Опять многие моменты не соответствуют действительности (личное путешествие С. П. Мазуренко в Киев, хотя он не отлучался из Москвы), или не могут быть подтверждены (поступки С. В. Петлюры, приказы Москвы). Есть и хронологические несовпадения: готовый договор не мог ни передаваться телеграммой для ратификации в Киев, ни быть отправленным с посланцем, поскольку его физически просто не существовало до 4 февраля 1919 г.

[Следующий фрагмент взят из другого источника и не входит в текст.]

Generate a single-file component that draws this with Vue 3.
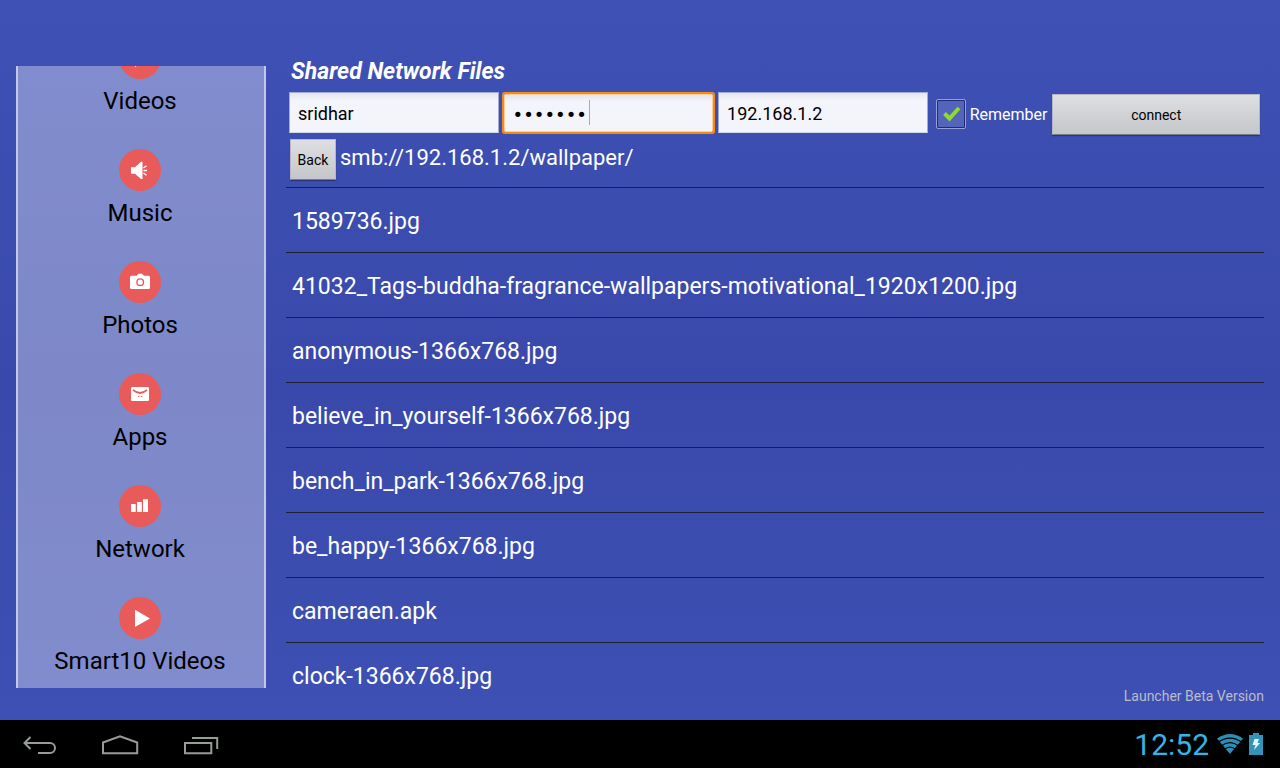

Не хочется подозревать В. К. Винниченко в политической наивности, или же выдвигать обвинение в сознательной, прагматичной фальсификации событий, однако некоторые его утверждения понять, объяснить непросто. Так, скажем, он продолжал решительно настаивать на том, что подписанный между посланцем УНР и руководством РСФСР в феврале 1919 г. договор, стержнем которого было признание независимости Украины, не просто существовал, но и оценивался В. И. Лениным его сторонниками летом 1920 г. как реально действующий документ. А затем и его, В. К. Винниченко, визит, переговоры с партийно-советским руководством России в 1920 г. будто бы были прямым результатом признания ЦК РКП(б), СНК РСФСР договора с Директорией (это тогда, когда практически на всей территории Украины была советская власть).

Собственную же несговорчивость, или принципиальность, стремление получить реальные рычаги для украинизации республики В. К. Винниченко расценивает как повод, которым воспользовались Л. Д. Троцкий, его сторонники, добившись победы над умеренной по отношению к Украине позицией В. И. Ленина, дезавуировав достигнутые в феврале 1919 г. украинско-российские договоренности[82].

Однако возвратимся к событиям, связанным с деятельностью миссии С. П. Мазуренко, и обратим внимание на такие моменты.

На уже упомянутом заседании переговорщиков 4 февраля 1919 г. В. Р. Менжинский от лица российской делегации заявил о согласии перенести дальнейшую работу в Харьков и пообещал немедленно довести содержание договоренностей «до сведения Директории и правительства Раковского – Пятакова»[83].

Неизвестно, дошел ли документ в московском варианте до Винницы, а если и дошел, то попал ли в руки главы Директории. Доподлинно известно, что с содержанием соглашения, дополненного харьковским СНК и подписанного Х. Г. Раковским, смог первым ознакомиться член Директории Ф. П. Швец 10 февраля 1919 г.

В переданном из Харькова документе сразу сообщалось о соглашении с Директорией на посредничество СНК РСФСР на достигнутых в Москве основаниях: «Украинское Рабоче-крестьянское Правительство приняло братское посредничество Российского Советского Правительства относительно согласия с Директорией (об этом официально было сообщено наркомату иностранных дел РСФСР[84]) при условии признания таких принципов:

1) Директория признает советскую власть в Украине;

2) Строгая нейтральность Украины с активной обороной против войск Антанты, Деникина, Краснова и Поляков;

3) Совместная борьба против контрреволюции.

Эти основания были приняты Вашей чрезвычайной миссией под руководством товарища Мазуренко и их Российское Советское Правительство передало посредством радио, как нам, так и Директории. Мы уже заявили согласие на принятие этой платформы, а также на перенесение переговоров в Харьков с просьбой передать Вашей чрезвычайной миссии в Москве, что она на территории Украинской Советской Республики будет пользоваться всеми гарантиями дипломатической неприкосновенности и возможностью поддерживать связь с Директорией»[85].